Dhaka, Bangladesh (BBN)-A special tribunal in Bangladesh on Wednesday handed down death penalty to one person and imprisonment until death to his two brothers for committing crimes against humanity during the 1971 Liberation War by siding with Pakistani troops.
Bangladesh’s International Crimes Tribunal (ICT-BD) announced the verdicts to the convicts, all in their late 60s, who faced the trial in person after they were arrested earlier this year, reports the PTI.

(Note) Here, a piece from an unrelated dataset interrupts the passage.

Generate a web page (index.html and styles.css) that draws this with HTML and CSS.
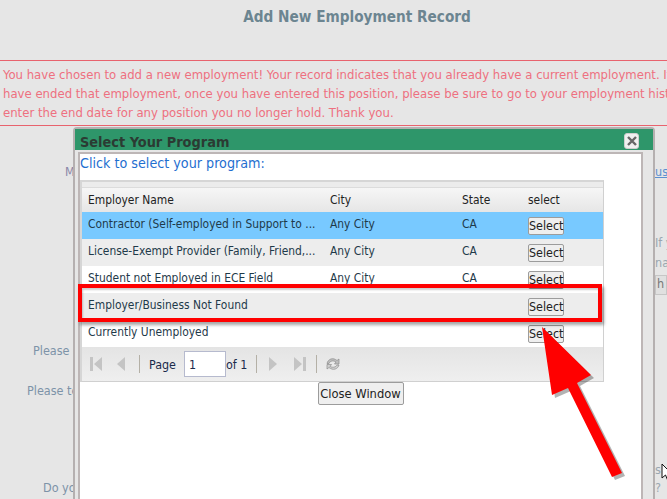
FILE: index.html
```html
<!DOCTYPE html>
<html lang="en">
<head>
<meta charset="utf-8">
<title>Add New Employment Record</title>
<link rel="stylesheet" href="styles.css">
</head>
<body>
<main class="page">
  <h1 class="page-title">Add New Employment Record</h1>
  <div class="alert">
    <p>You have chosen to add a new employment! Your record indicates that you already have a current employment. If you</p>
    <p>have ended that employment, once you have entered this position, please be sure to go to your employment history and</p>
    <p>enter the end date for any position you no longer hold. Thank you.</p>
  </div>
  <div class="form">
    <div class="form-row row-m"><span class="label label-m">My employer</span><a class="link">us</a></div>
    <div class="form-row row-if"><span class="spacer"></span><span class="side">If you</span></div>
    <div class="form-row row-na"><span class="spacer"></span><span class="side">name</span></div>
    <div class="form-row row-h"><span class="spacer"></span><span class="side-btn">h</span></div>
    <div class="form-row row-p1"><span class="label label-p1">Please enter</span></div>
    <div class="form-row row-p2"><span class="label label-p2">Please tell us</span></div>
    <div class="form-row row-s"><span class="spacer"></span><span class="side">s</span></div>
    <div class="form-row row-do"><span class="label label-do">Do you</span><span class="side">?</span></div>
  </div>
</main>

<section class="modal">
  <header class="modal-head">
    <h2>Select Your Program</h2>
    <button class="modal-x" aria-label="Close">
      <svg width="12" height="12" viewBox="0 0 12 12"><path d="M2 2l8 8M10 2l-8 8" stroke="#666" stroke-width="2.4" fill="none"/></svg>
    </button>
  </header>
  <div class="modal-body">
    <p class="prompt">Click to select your program:</p>
    <div class="grid">
      <div class="grid-cap"></div>
      <table>
        <colgroup><col class="c1"><col class="c2"><col class="c3"><col class="c4"></colgroup>
        <thead><tr><th>Employer Name</th><th>City</th><th>State</th><th>select</th></tr></thead>
        <tbody>
          <tr class="active"><td>Contractor (Self-employed in Support to ...</td><td>Any City</td><td>CA</td><td><button class="sel">Select</button></td></tr>
          <tr class="alt"><td>License-Exempt Provider (Family, Friend,...</td><td>Any City</td><td>CA</td><td><button class="sel">Select</button></td></tr>
          <tr><td>Student not Employed in ECE Field</td><td>Any City</td><td>CA</td><td><button class="sel">Select</button></td></tr>
          <tr class="alt"><td>Employer/Business Not Found</td><td></td><td></td><td><button class="sel">Select</button></td></tr>
          <tr><td>Currently Unemployed</td><td></td><td></td><td><button class="sel">Select</button></td></tr>
        </tbody>
      </table>
      <div class="pager">
        <svg class="pi pi-first" width="12" height="14" viewBox="0 0 12 14"><path d="M0 0h3v14H0zM12 0v14L4 7z" fill="#c4c4c4"/></svg>
        <svg class="pi pi-prev" width="8" height="14" viewBox="0 0 8 14"><path d="M8 0v14L0 7z" fill="#c4c4c4"/></svg>
        <span class="sep sep-1"></span>
        <span class="pg-word">Page</span>
        <input class="pg-input" value="1" aria-label="Page">
        <span class="pg-of">of 1</span>
        <span class="sep sep-2"></span>
        <svg class="pi pi-next" width="8" height="14" viewBox="0 0 8 14"><path d="M0 0v14l8-7z" fill="#c4c4c4"/></svg>
        <svg class="pi pi-last" width="12" height="14" viewBox="0 0 12 14"><path d="M0 0v14l8-7zM9 0h3v14H9z" fill="#c4c4c4"/></svg>
        <span class="sep sep-3"></span>
        <svg class="pi pi-refresh" width="16" height="16" viewBox="0 0 16 16"><path d="M2 7.500C3 3 8 1 12 4.500L14 3v5H9.500l1.500-2C8 4 5 5 4 7.500z" fill="#bdbdbd" stroke="#8c8c8c" stroke-width=".7"/><path d="M14 9C13 13 8 15 4 11.500L2 13V8.500h4.500L5 10.500C8 12 11 11 12 9z" fill="#cfcfcf" stroke="#8c8c8c" stroke-width=".7"/></svg>
      </div>
    </div>
    <div class="close-wrap"><button class="close-btn">Close Window</button></div>
  </div>
</section>

<div class="callout-box"></div>
<svg class="callout-arrow" width="667" height="499" viewBox="0 0 667 499" aria-hidden="true">
  <polygon class="arrow-shadow" points="545,330 594,378 580,386 625,476 615,480 571,391 555,398"/>
  <polygon class="arrow-fill" points="542,327 591,375 577,383 622,473 612,477 568,388 552,395"/>
</svg>
<svg class="cursor" width="12" height="19" viewBox="0 0 12 19" aria-hidden="true"><path d="M1 1v14l3.500-3 2.500 6 2.500-1-2.500-6H11z" fill="#fff" stroke="#111" stroke-width="1"/></svg>
</body>
</html>
```
FILE: styles.css
```css
* { box-sizing: border-box; }
html, body { margin: 0; height: 100%; }
body {
  width: 667px;
  height: 499px;
  overflow: hidden;
  position: relative;
  background: #e6e6e6;
  font-family: "DejaVu Sans Condensed", "DejaVu Sans", sans-serif;
  font-stretch: condensed;
}
.page-title {
  margin: 0;
  height: 60px;
  padding-top: 9px;
  padding-left: 47px;
  text-align: center;
  font-size: 15.200px;
  line-height: 17px;
  font-weight: bold;
  color: #6c8591;
}
.alert {
  height: 66px;
  padding: 4px 0 0 3px;
  border-top: 1px solid #e8636e;
  border-bottom: 1px solid #e8636e;
  color: #ee7080;
  font-size: 13px;
  line-height: 19px;
  white-space: nowrap;
  overflow: hidden;
}
.alert p { margin: 0; }
.form { color: #7d93a8; font-size: 12.500px; line-height: 15px; }
.form-row { display: flex; justify-content: space-between; white-space: nowrap; }
.spacer { flex: 1; }
.side, .link { width: 12px; flex: none; overflow: hidden; }
.form-row .side { width: 12px; color: #9aa6b0; }
.link { color: #5b8fd0; text-decoration: underline; }
.label { color: #7d93a8; }
.row-m { margin-top: 38px; padding-left: 65px; }
.label-m { color: #8a86a8; }
.row-if { margin-top: 56px; }
.row-na { margin-top: 5px; }
.row-h { margin-top: 5px; }
.side-btn { width: 12px; height: 20px; padding-left: 1px; border: 1px solid #c6c6c6; background: #e0e0e0; color: #777; }
.row-p1 { margin-top: 48px; padding-left: 33px; }
.row-p2 { margin-top: 25px; padding-left: 27px; }
.row-s { margin-top: 64px; }
.row-do { margin-top: 3px; padding-left: 43px; }

.modal {
  position: absolute;
  left: 73px;
  top: 127px;
  width: 582px;
  height: 372px;
  border: 2px solid #b5b0b0;
  border-bottom: 0;
  border-radius: 4px 4px 0 0;
  background: #e6e6e6;
}
.modal-head {
  height: 21px;
  background: #2e966a;
  display: flex;
  align-items: center;
  justify-content: space-between;
  padding: 0 14px 0 5px;
}
.modal-head h2 {
  margin: 0;
  font-size: 14.400px;
  line-height: 21px;
  padding-top: 5px;
  color: #2b3b33;
  font-weight: bold;
}
.modal-x {
  width: 15px;
  height: 16px;
  padding: 0;
  margin-top: 3px;
  border: 1px solid #cfcfcf;
  border-radius: 3px;
  background: #f0f0f0;
  display: flex;
  align-items: center;
  justify-content: center;
}
.modal-body {
  margin: 2px 0 0 3px;
  width: 565px;
  height: 360px;
  border: 1px solid #bdb6b6;
  border-width: 2px 2px 0;
  background: #fff;
}
.prompt {
  margin: 0;
  height: 26px;
  font-size: 14.200px;
  line-height: 19px;
  color: #1f6fd0;
}
.grid {
  width: 524px;
  border: 2px solid #d6d6d6;
  border-bottom: 1px solid #d0d0d0;
  border-right: 1px solid #d0d0d0;
}
.grid-cap { height: 6px; background: #ececec; border-bottom: 1px solid #dcdcdc; }
table { border-collapse: collapse; table-layout: fixed; width: 521px; font-size: 11.900px; }
.c1 { width: 242px; }
.c2 { width: 132px; }
.c3 { width: 66px; }
.c4 { width: 81px; }
th {
  height: 24px;
  padding: 0 6px;
  text-align: left;
  font-weight: normal;
  color: #222;
  background: linear-gradient(#f6f6f6, #e6e6e6);
}
td {
  height: 27px;
  padding: 0 6px 3px;
  color: #1f3a4a;
  white-space: nowrap;
  overflow: hidden;
  vertical-align: middle;
}
tr.active td { background: #78c9ff; }
tr.alt td { background: #ededed; }
td:last-child { overflow: visible; padding-top: 0; padding-bottom: 0; }
.sel {
  display: block;
  width: 36px;
  height: 18px;
  padding: 0;
  border: 1px solid #9c9c9c;
  border-radius: 2px;
  background: #efefef;
  font: 12.400px/16px "DejaVu Sans Condensed", "DejaVu Sans", sans-serif;
  color: #222;
}
.pager {
  height: 34px;
  display: flex;
  align-items: center;
  background: linear-gradient(#e4e4e4, #efefef);
  font-size: 12.400px;
  color: #1a2a4a;
  padding-left: 8px;
}
.pi { flex: none; }
.pi-prev { margin-left: 15px; }
.sep { width: 1px; height: 18px; background: #b4b0a6; flex: none; }
.sep-1 { margin-left: 14px; }
.pg-word { margin-left: 9px; width: 35px; }
.pg-input {
  width: 42px;
  height: 26px;
  padding: 0 0 0 4px;
  border: 1px solid #b6bace;
  background: #fff;
  font: 12.400px "DejaVu Sans Condensed", "DejaVu Sans", sans-serif;
  color: #1a2a4a;
}
.pg-of { margin-left: 0; width: 30px; }
.pi-next { margin-left: 12px; }
.pi-last { margin-left: 17px; }
.sep-3 { margin-left: 10px; }
.pi-refresh { margin-left: 8px; }
.close-wrap { display: flex; justify-content: center; }
.close-btn {
  width: 86px;
  height: 23px;
  padding: 0;
  border: 1px solid #9c9c9c;
  border-radius: 2px;
  background: #efefef;
  font: 12.800px "DejaVu Sans Condensed", "DejaVu Sans", sans-serif;
  color: #222;
}

.callout-box {
  position: absolute;
  left: 78px;
  top: 284px;
  width: 524px;
  height: 38px;
  border: 4px solid #ff0000;
  box-shadow: 2px 3px 3px rgba(0, 0, 0, .35), inset 1px 2px 2px rgba(0, 0, 0, .2);
}
.callout-arrow { position: absolute; left: 0; top: 0; pointer-events: none; }
.arrow-shadow { fill: rgba(0, 0, 0, .3); }
.arrow-fill { fill: #ff0000; }
.cursor { position: absolute; left: 661px; top: 463px; }
```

“He [Mohibur Rahman Boro Mia] will be hanged by the neck until he is dead,” pronounced chairman of the three-member ICT-BD panel of judges Justice Anwarul Haque.
For them, jail till death
The verdict also ordered imprisonments until death for Mohibur’s younger brother Mozibur Rahman Angur Miah and paternal cousin Abdur Razzak for carrying our atrocities at their neighbourhood in north-eastern Habiganj raising a gang of paramilitary “razakar force” siding with the Pakistani troops.
The judgment came 21 days after the tribunal wrapped up the hearing of the case but held the verdict, which can be challenge in the Supreme Court.

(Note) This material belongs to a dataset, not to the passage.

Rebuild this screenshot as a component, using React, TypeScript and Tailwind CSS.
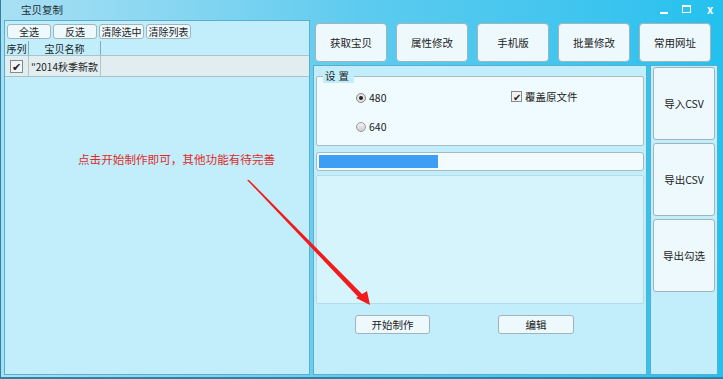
import React from "react";

const font = { fontFamily: '"Noto Sans CJK SC", "Noto Sans", sans-serif' };

function Btn({ label, className = "" }: { label: string; className?: string }) {
  return (
    <div
      className={`flex items-center justify-center whitespace-nowrap rounded-[3px] border border-[#9fb4bd] bg-[#eef9fd] text-[#222] ${className}`}
    >
      {label}
    </div>
  );
}

// ─── Left list panel ──────────────────────────────────────────────────────────
function ListPanel() {
  return (
    <div className="flex h-full w-[306px] flex-col border border-[#5aaecf] bg-[#c1eefa]">
      <div className="flex h-[18px] items-center gap-[2px] pl-[2px] pt-[2px] text-[10px]">
        <Btn label="全选" className="h-[15px] w-[44px]" />
        <Btn label="反选" className="h-[15px] w-[44px]" />
        <Btn label="清除选中" className="h-[15px] w-[45px]" />
        <Btn label="清除列表" className="h-[15px] w-[45px]" />
      </div>
      <div className="mt-[2px] flex h-[15px] whitespace-nowrap border-b border-[#a9c4cc] text-[10px] text-[#222]">
        <div className="flex w-[24px] items-center justify-center border-r border-[#8aa]">序列</div>
        <div className="flex w-[72px] items-center justify-center border-r border-[#8aa]">宝贝名称</div>
      </div>
      <div className="flex h-[21px] whitespace-nowrap border-b border-[#a9c0c6] bg-[#e2edf0] text-[10px] text-[#222]">
        <div className="flex w-[24px] items-center justify-center border-r border-[#b5c4c8]">
          <div className="flex h-[13px] w-[13px] items-center justify-center border border-[#7d8d94] bg-[#f4f4f4] text-[11px] leading-none">
            ✔
          </div>
        </div>
        <div className="flex w-[72px] items-center justify-center border-r border-[#b5c4c8]">"2014秋季新款</div>
      </div>
    </div>
  );
}

// ─── Middle work panel ────────────────────────────────────────────────────────
function WorkPanel() {
  return (
    <div className="flex h-full w-[334px] flex-col border border-[#5aaecf] bg-[#c1eefa] px-[2px] pt-[10px]">
      <div className="relative h-[70px] shrink-0 rounded-[2px] border border-[#a7bdc4] bg-[#effbfe] text-[10.5px] text-[#222]">
        <span className="absolute -top-[8px] left-[6px] bg-[#c1eefa] px-[2px] leading-[14px] tracking-[3px]">设置</span>
        <div className="absolute left-[39px] top-[13px] flex items-center gap-[3px]">
          <div className="flex h-[10px] w-[10px] items-center justify-center rounded-full border border-[#888] bg-[#e4e4e4]">
            <div className="h-[4px] w-[4px] rounded-full bg-[#222]" />
          </div>
          480
        </div>
        <div className="absolute left-[39px] top-[42px] flex items-center gap-[3px]">
          <div className="h-[10px] w-[10px] rounded-full border border-[#999] bg-gradient-to-b from-[#f2f2f2] to-[#cfcfcf]" />
          640
        </div>
        <div className="absolute left-[194px] top-[12px] flex items-center gap-[3px]">
          <div className="flex h-[11px] w-[11px] items-center justify-center border border-[#888] bg-[#f3f3f3] text-[10px] leading-none">
            ✔
          </div>
          覆盖原文件
        </div>
      </div>
      <div className="mt-[6px] h-[19px] shrink-0 rounded-[3px] border border-[#a7b8be] bg-[#f2fbfe] p-[2px]">
        <div className="h-full w-[119px] bg-[#3d9ef5]" />
      </div>
      <div className="mt-[4px] h-[129px] shrink-0 rounded-[2px] border border-[#b4dbe6] bg-[#d6f4fc]" />
      <div className="mt-[11px] flex text-[10.5px]">
        <Btn label="开始制作" className="ml-[39px] h-[19px] w-[75px]" />
        <Btn label="编辑" className="ml-[68px] h-[19px] w-[76px]" />
      </div>
    </div>
  );
}

// ─── Right side column ────────────────────────────────────────────────────────
function SideColumn() {
  return (
    <div className="flex h-full w-[68px] flex-col gap-[3px] border border-[#5aaecf] bg-[#c1eefa] px-[2px] pt-[1px] text-[10.5px]">
      <Btn label="导入CSV" className="h-[73px] w-full" />
      <Btn label="导出CSV" className="h-[73px] w-full" />
      <Btn label="导出勾选" className="h-[73px] w-full" />
    </div>
  );
}

export default function App() {
  return (
    <div
      style={font}
      className="relative h-[379px] w-[723px] overflow-hidden border-b-[2px] border-l border-[#2f7fa6] bg-gradient-to-r from-[#a8e0f3] via-[#5ccbef] to-[#22c1ee]"
    >
      {/* ── TITLE BAR ── */}
      <div className="flex h-[20px] items-center justify-between">
        <span className="ml-[20px] text-[10.5px] text-[#1d2c33]">宝贝复制</span>
        <div className="flex h-[18px] self-start text-[11px] text-white">
          <div className="flex w-[22px] items-end justify-center pb-[4px]">
            <div className="h-[2px] w-[8px] bg-white" />
          </div>
          <div className="flex w-[22px] items-center justify-center">
            <div className="h-[8px] w-[9px] border border-t-2 border-white" />
          </div>
          <div className="flex w-[26px] items-center justify-center font-bold">x</div>
        </div>
      </div>

      {/* ── BODY ── */}
      <div className="flex h-[355px] gap-[3px] pl-[3px]">
        <ListPanel />
        <div className="flex flex-col">
          <div className="flex h-[45px] gap-[9px] pl-[2px] pt-[3px] text-[10.5px]">
            {["获取宝贝", "属性修改", "手机版", "批量修改", "常用网址"].map((t) => (
              <Btn key={t} label={t} className="h-[39px] w-[72px] rounded-[4px]" />
            ))}
          </div>
          <div className="flex flex-1 gap-[3px]">
            <WorkPanel />
            <SideColumn />
          </div>
        </div>
      </div>

      {/* ── ANNOTATION ── */}
      <span className="absolute left-[77px] top-[151px] whitespace-nowrap text-[11.6px] text-[#e02a2a]">
        点击开始制作即可，其他功能有待完善
      </span>
      <svg className="absolute left-0 top-0" width="723" height="379">
        <polygon points="246,180 248,180 364,297 360,300" fill="#f21a1a" />
        <polygon points="355,298 369,305 366,291" fill="#f21a1a" />
      </svg>
    </div>
  );
}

After hanging of JeI chief
On May 10, chief of Bangladesh’s biggest Islamist party Jamaat-e-Islami Motiur Rahman Nizami was hanged as the last remaining top perpetrator of crimes against humanity during the 1971 Liberation War against Pakistan.
Bangladesh has so far executed four war crimes convicts since the process began to try the top Bengali perpetrators of 1971 atrocities in line with the electoral commitment of Prime Minister Sheikh Hasina in 2008.
Two died in jail
Two others — 1971Jamaat chief Ghulam Azam and ex-BNP minister Abdul Alim — were earlier handed down “imprisonment until death” penalty instead of capital punishment on grounds of their old age as they had exceeded 80.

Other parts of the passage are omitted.